Elon Wuz Right

TikTok team proves Elon correct - images alone would be sufficient

Take a single photo, and get an understanding of the 3D positioning of the objects in the photo… better than LiDAR. That’s the promise of this work from TikTok, which was done during Lihe Yang’s PhD internship (!) at the company. In a tribute to Meta, titled Depth Anything.

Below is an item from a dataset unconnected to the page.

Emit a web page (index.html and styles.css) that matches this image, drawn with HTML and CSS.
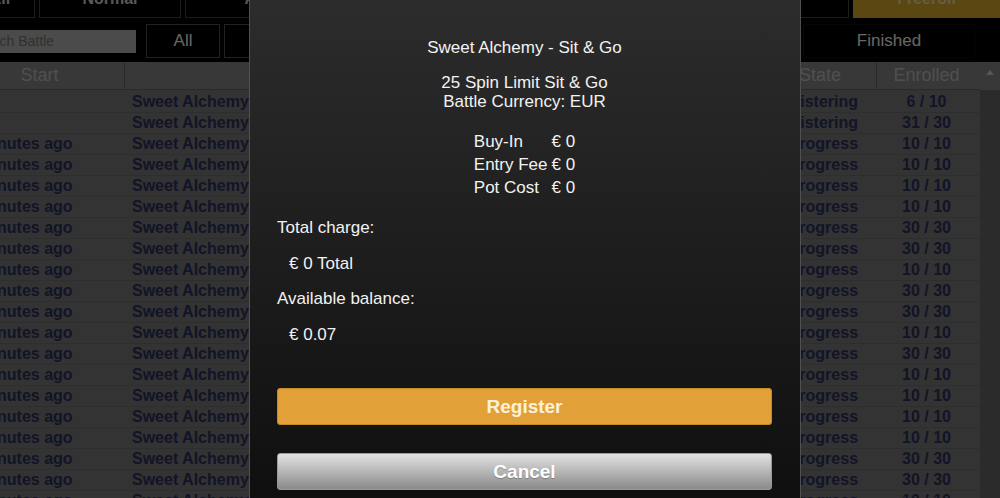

Results on various datasets which the model was not trained for: for parking, home automation, gaming, driving, furniture placement, architecture

Elon of course spotted this way early:

While no one believed Elon when he said Tesla didn’t need LiDAR or radar, and images alone would be sufficient, it seems like the TikTok team has proven him correct.

Features of this work:

  • Goal was to build a foundation model for depth estimation from a single image

  • Did not use the classical method of getting accurate ground truth measured depth maps to train the model on

  • Instead obtained a large (62 mil) image unlabelled dataset, which would form the basis of the “student” model

  • Then built an annotation model to label this dataset

  • Annotation model was built from a labeled 1.5 mil image dataset, the “teacher” model

  • This worked because of scale! They had many failures along the way

The exciting part of all of this is that it looks like vision alone is enough for a lot of tasks in the physical world.